There were no such crumbs of comfort this time around, though. Hearts had barely had a sniff before falling behind in Greece and from that point on it was pretty much one-way traffic. The PAOK players appeared to grow more confident and composed with every passing minute; Hearts simply grew frustrated. Sibbick, Shankland and Devlin were all in the book by the interval. By the time everything was said and done when the referee blew his whistle for full time, Hearts had barely laid a glove on their hosts.

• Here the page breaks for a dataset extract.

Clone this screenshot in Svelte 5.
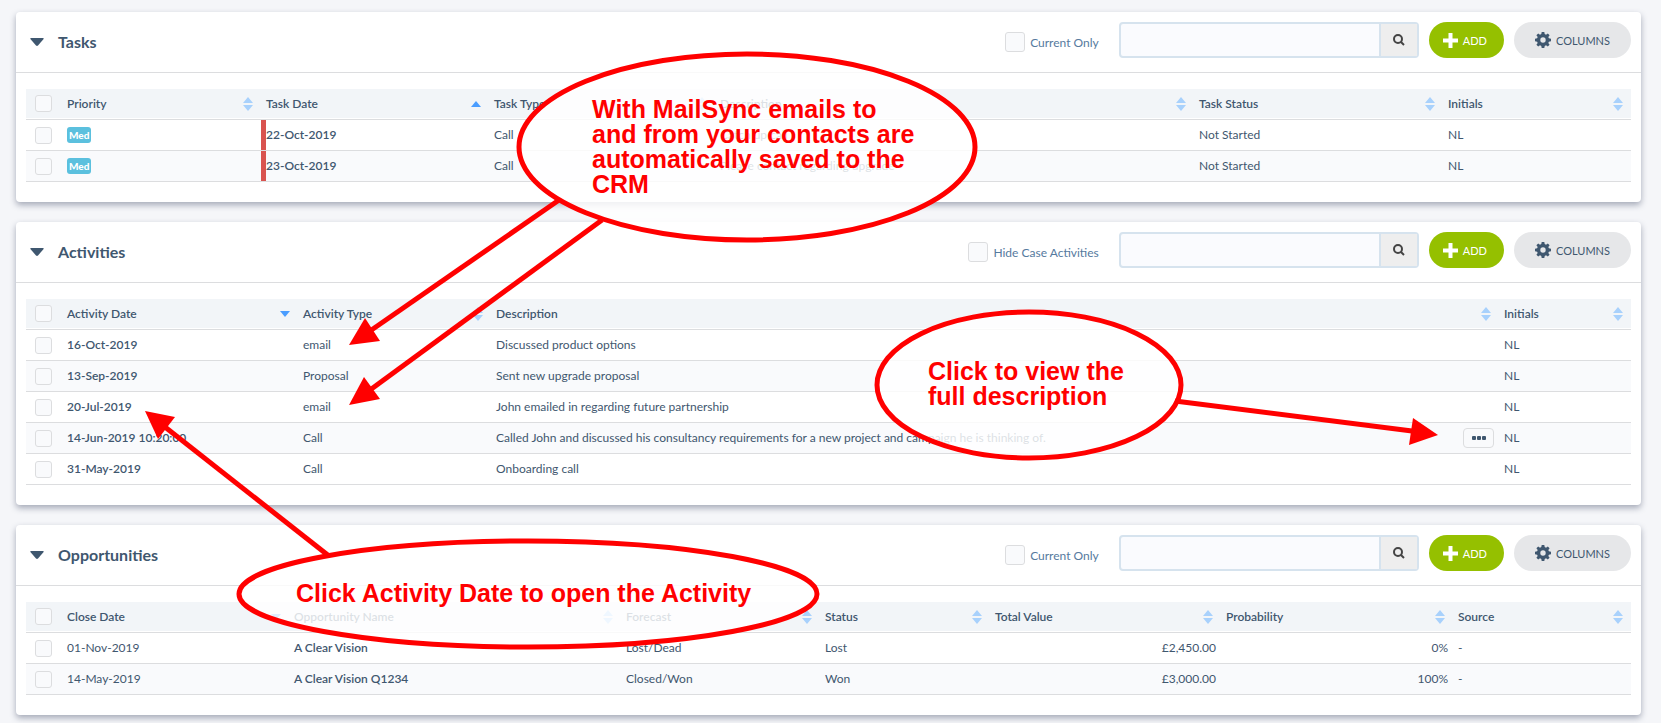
<script lang="ts">
  interface Column {
    label: string;
    weight: number;
    sort?: 'both' | 'asc' | 'desc';
    kind?: 'tag' | 'due' | 'link' | 'amount' | 'long';
  }

  interface Panel {
    id: string;
    title: string;
    filter: string;
    columns: Column[];
    rows: string[][];
  }

  const CHECK_WEIGHT = 36;

  const panels: Panel[] = [
    {
      id: 'tasks',
      title: 'Tasks',
      filter: 'Current Only',
      columns: [
        { label: 'Priority', weight: 199, kind: 'tag' },
        { label: 'Task Date', weight: 228, sort: 'asc', kind: 'due' },
        { label: 'Task Type', weight: 226 },
        { label: 'Description', weight: 479 },
        { label: 'Task Status', weight: 249 },
        { label: 'Initials', weight: 188 }
      ],
      rows: [
        ['Med', '22-Oct-2019', 'Call', 'Catch up call', 'Not Started', 'NL'],
        ['Med', '23-Oct-2019', 'Call', 'Please contact regarding upgrade', 'Not Started', 'NL']
      ]
    },
    {
      id: 'activities',
      title: 'Activities',
      filter: 'Hide Case Activities',
      columns: [
        { label: 'Activity Date', weight: 236, sort: 'desc', kind: 'link' },
        { label: 'Activity Type', weight: 193 },
        { label: 'Description', weight: 1008, kind: 'long' },
        { label: 'Initials', weight: 132 }
      ],
      rows: [
        ['16-Oct-2019', 'email', 'Discussed product options', 'NL'],
        ['13-Sep-2019', 'Proposal', 'Sent new upgrade proposal', 'NL'],
        ['20-Jul-2019', 'email', 'John emailed in regarding future partnership', 'NL'],
        [
          '14-Jun-2019 10:20:00',
          'Call',
          'Called John and discussed his consultancy requirements for a new project and campaign he is thinking of.',
          'NL'
        ],
        ['31-May-2019', 'Call', 'Onboarding call', 'NL']
      ]
    },
    {
      id: 'opportunities',
      title: 'Opportunities',
      filter: 'Current Only',
      columns: [
        { label: 'Close Date', weight: 227, sort: 'desc' },
        { label: 'Opportunity Name', weight: 332, kind: 'link' },
        { label: 'Forecast', weight: 199 },
        { label: 'Status', weight: 170 },
        { label: 'Total Value', weight: 231, kind: 'amount' },
        { label: 'Probability', weight: 232, kind: 'amount' },
        { label: 'Source', weight: 178 }
      ],
      rows: [
        ['01-Nov-2019', 'A Clear Vision', 'Lost/Dead', 'Lost', '£2,450.00', '0%', '-'],
        ['14-May-2019', 'A Clear Vision Q1234', 'Closed/Won', 'Won', '£3,000.00', '100%', '-']
      ]
    }
  ];

  // Descriptions longer than this get a "more" button
  const MAX_DESC = 80;

  const callouts = [
    {
      cx: 747, cy: 147, rx: 228, ry: 93, x: 592, y: 118,
      lines: ['With MailSync emails to', 'and from your contacts are', 'automatically saved to the', 'CRM']
    },
    { cx: 1029, cy: 385, rx: 152, ry: 73, x: 928, y: 380, lines: ['Click to view the', 'full description'] },
    { cx: 528, cy: 594, rx: 289, ry: 53, x: 296, y: 602, lines: ['Click Activity Date to open the Activity'] }
  ];

  const arrows = [
    { line: [559, 200, 370, 331], head: '349,345 365,318 380,341' },
    { line: [602, 220, 370, 390], head: '349,405 364,377 380,399' },
    { line: [329, 556, 165, 427], head: '145,411 175,417 158,439' },
    { line: [1175, 401, 1412, 431], head: '1438,435 1413,418 1409,445' }
  ];

  function pct(weight: number, columns: Column[]): number {
    const total = columns.reduce((acc, c) => acc + c.weight, CHECK_WEIGHT);
    return (weight / total) * 100;
  }
</script>

<main>
  {#each panels as p (p.id)}
    <section class="panel">
      <header>
        <button class="toggle" aria-label="Collapse {p.title}">
          <svg width="14" height="8" viewBox="0 0 14 8"><path d="M1 0h12q1 0 .6 1L8 7.500q-1 .8-2 0L.4 1Q0 0 1 0z" /></svg>
        </button>
        <h2>{p.title}</h2>
        <label class="filter"><input type="checkbox" />{p.filter}</label>
        <div class="search">
          <input type="text" aria-label="Search {p.title}" />
          <button aria-label="Search">
            <svg width="12" height="12" viewBox="0 0 12 12">
              <circle cx="5" cy="5" r="4" /><path d="M8 8L11 11" />
            </svg>
          </button>
        </div>
        <button class="pill add">
          <svg width="15" height="15" viewBox="0 0 15 15"><path d="M5.500 0h4v5.500H15v4H9.500V15h-4V9.500H0v-4h5.500z" /></svg>
          ADD
        </button>
        <button class="pill">
          <svg width="16" height="16" viewBox="0 0 16 16">
            <path
              fill-rule="evenodd"
              d="M6.700 0h2.600l.4 2.100 1.300.6 1.800-1.300 1.800 1.800-1.300 1.800.6 1.300 2.100.4v2.600l-2.100.4-.6 1.300 1.300 1.800-1.800 1.800-1.800-1.300-1.300.6-.4 2.100H6.700l-.4-2.100-1.300-.6-1.800 1.300-1.800-1.800 1.300-1.800-.6-1.300L0 9.300V6.700l2.100-.4.6-1.300-1.300-1.800 1.800-1.800L5 2.700l1.300-.6zM8 5.300a2.700 2.700 0 1 0 0 5.400 2.700 2.700 0 0 0 0-5.400z"
            />
          </svg>
          COLUMNS
        </button>
      </header>

      <table>
        <colgroup>
          <col style="width: {pct(CHECK_WEIGHT, p.columns)}%" />
          {#each p.columns as c}
            <col style="width: {pct(c.weight, p.columns)}%" />
          {/each}
        </colgroup>
        <thead>
          <tr>
            <th class="check"><input type="checkbox" aria-label="Select all" /></th>
            {#each p.columns as c}
              <th>
                <div class="head">
                  {c.label}
                  <svg class={c.sort ?? 'both'} width="10" height="14" viewBox="0 0 10 14">
                    {#if c.sort === 'asc'}
                      <path d="M0 10l5-6 5 6z" />
                    {:else if c.sort === 'desc'}
                      <path d="M0 4h10l-5 6z" />
                    {:else}
                      <path d="M0 6l5-6 5 6zM0 8h10l-5 6z" />
                    {/if}
                  </svg>
                </div>
              </th>
            {/each}
          </tr>
        </thead>
        <tbody>
          {#each p.rows as row}
            <tr>
              <td class="check"><input type="checkbox" aria-label="Select {row[0]}" /></td>
              {#each row as cell, i}
                {@const kind = p.columns[i].kind}
                <td class={kind}>
                  {#if kind === 'tag'}
                    <span class="badge">{cell}</span>
                  {:else if kind === 'link' || kind === 'due'}
                    <a href="#{p.id}">{cell}</a>
                  {:else if kind === 'long' && cell.length > MAX_DESC}
                    <div class="desc">
                      <span>{cell}</span>
                      <button class="more" aria-label="View full description">
                        <svg width="14" height="4" viewBox="0 0 14 4">
                          <rect width="4" height="4" rx="1" /><rect x="5" width="4" height="4" rx="1" /><rect x="10" width="4" height="4" rx="1" />
                        </svg>
                      </button>
                    </div>
                  {:else}
                    {cell}
                  {/if}
                </td>
              {/each}
            </tr>
          {/each}
        </tbody>
      </table>
    </section>
  {/each}

  <!-- Help callouts drawn over the panels -->
  <svg class="notes" viewBox="0 0 1661 723">
    {#each callouts as c}
      <ellipse cx={c.cx} cy={c.cy} rx={c.rx} ry={c.ry} />
      <text>
        {#each c.lines as line, i}
          <tspan x={c.x} y={c.y + i * 25}>{line}</tspan>
        {/each}
      </text>
    {/each}
    {#each arrows as a}
      <line x1={a.line[0]} y1={a.line[1]} x2={a.line[2]} y2={a.line[3]} />
      <polygon points={a.head} />
    {/each}
  </svg>
</main>

<style>
  :global(body) { background: #f5f6f9; }
  main {
    position: relative;
    display: flex;
    flex-direction: column;
    gap: 20px;
    padding: 12px 20px 8px 16px;
    font-family: Lato, "Liberation Sans", sans-serif;
    font-size: 12px;
    color: #3f576f;
  }
  button, input { font: inherit; color: inherit; margin: 0; }
  button { border: 0; padding: 0; background: none; cursor: pointer; }
  svg { display: block; fill: currentColor; }

  .panel {
    background: #fff;
    border-radius: 4px;
    padding-bottom: 20px;
    box-shadow: 0 3px 6px rgba(45, 55, 85, 0.4);
  }
  header {
    display: flex;
    align-items: center;
    gap: 10px;
    height: 56px;
    padding: 0 10px 4px 14px;
    border-bottom: 1px solid #dcdddf;
  }
  .toggle { padding-top: 4px; }
  h2 { margin: 0 auto 0 4px; padding-top: 4px; font-size: 16px; line-height: 20px; font-weight: 700; }
  .filter { display: flex; align-items: center; gap: 5px; margin-right: 10px; padding-top: 4px; color: #567a9e; }

  input[type='checkbox'] {
    appearance: none;
    box-sizing: border-box;
    display: block;
    width: 17px;
    height: 17px;
    border: 1px solid #dcdddf;
    border-radius: 3px;
    background: #f9fafc;
  }
  .filter input[type='checkbox'] { width: 20px; height: 20px; }

  .search {
    display: flex;
    box-sizing: border-box;
    width: 300px;
    height: 36px;
    border: 2px solid #d6e3ee;
    border-radius: 4px;
    background: #fafbfe;
  }
  .search input { flex: 1; min-width: 0; border: 0; padding: 0 8px; background: none; }
  .search button {
    display: flex;
    align-items: center;
    justify-content: center;
    width: 38px;
    border-left: 2px solid #d6e3ee;
    background: #eee;
    color: #444;
  }
  .search svg { fill: none; stroke: currentColor; stroke-width: 2; }
  .pill {
    display: flex;
    align-items: center;
    gap: 5px;
    height: 36px;
    padding: 0 21px;
    border-radius: 18px;
    background: #e6e7e9;
    font-size: 11px;
  }
  .add { padding: 0 17px 0 14px; background: #95c000; color: #fff; }

  table {
    width: calc(100% - 20px);
    margin: 16px 10px 0;
    table-layout: fixed;
    border-collapse: separate;
    border-spacing: 0;
  }
  th, td {
    box-sizing: border-box;
    height: 31px;
    padding: 0 5px;
    border-bottom: 1px solid #dcdddf;
    text-align: left;
    white-space: nowrap;
    line-height: 16px;
  }
  th { background: #f2f5f8; background-clip: content-box; font-weight: 600; padding: 0 0 1px; }
  .head { display: flex; align-items: center; justify-content: space-between; height: 29px; padding: 0 8px 0 5px; }
  .head svg { color: #a8d1fc; }
  .head svg.asc, .head svg.desc { color: #4a9dff; }
  tbody tr:nth-child(even) { background: #f9fafc; }
  th.check input, td.check input { margin-left: 9px; }
  td.check { padding: 0; }
  td a { color: inherit; font-weight: 600; text-decoration: none; }
  .due { box-shadow: inset 5px 0 #d9534f; }
  .amount { text-align: right; }
  .badge {
    display: block;
    width: max-content;
    padding: 0 2px;
    border-radius: 3px;
    background: #5bc0de;
    color: #fff;
    font-size: 10px;
    font-weight: 900;
  }
  .desc { display: flex; align-items: center; justify-content: space-between; }
  .more {
    display: flex;
    align-items: center;
    justify-content: center;
    box-sizing: border-box;
    width: 31px;
    height: 20px;
    border: 1px solid #dcdddf;
    border-radius: 4px;
    background: #f9fafc;
  }

  .notes { position: absolute; top: 0; left: 0; width: 100%; pointer-events: none; }
  .notes ellipse { fill: rgba(255, 255, 255, 0.82); stroke: #f00; stroke-width: 5; }
  .notes line { stroke: #f00; stroke-width: 5; }
  .notes polygon { fill: #f00; }
  .notes text { fill: #f00; font-family: "Liberation Sans", Arial, sans-serif; font-size: 25px; font-weight: 700; }
</style>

Losing is no disgrace, but the manner of this defeat - especially the ropey defending - will sting. Sure, the performance could have been better. And yes, Hearts probably should have got something from the first leg. But as we have been repeatedly reminded this week, the gulf in finances between Scottish clubs and some of their European adversaries is so vast that minor miracles are required to successfully navigate the pitfalls of qualifying.

PAOK’s experience at this level showed, as did the fact that they simply possess better players. The gulf between European football’s haves and have-nots is becoming increasingly difficult for Scottish clubs to overcome, and there is no shame in Hearts falling short on this occasion.

No Euro windfall

Hearts won’t have budgeted for group-stage football and any revenue brought in via European competition can only be considered a bonus. Between ticket sales, television income and prize money, the capital club will have earned a few quid from their four Europa Conference League fixtures this term but it is hard to ignore the substantial payday that was missed.

Last season’s foray into Europe raised around £5million for the Tynecastle board to do with as it pleased, and that extra cash has been put to good use this summer in the transfer market. There is no such windfall this time around, though, which could in turn lead to a quiet January window in Gorgie.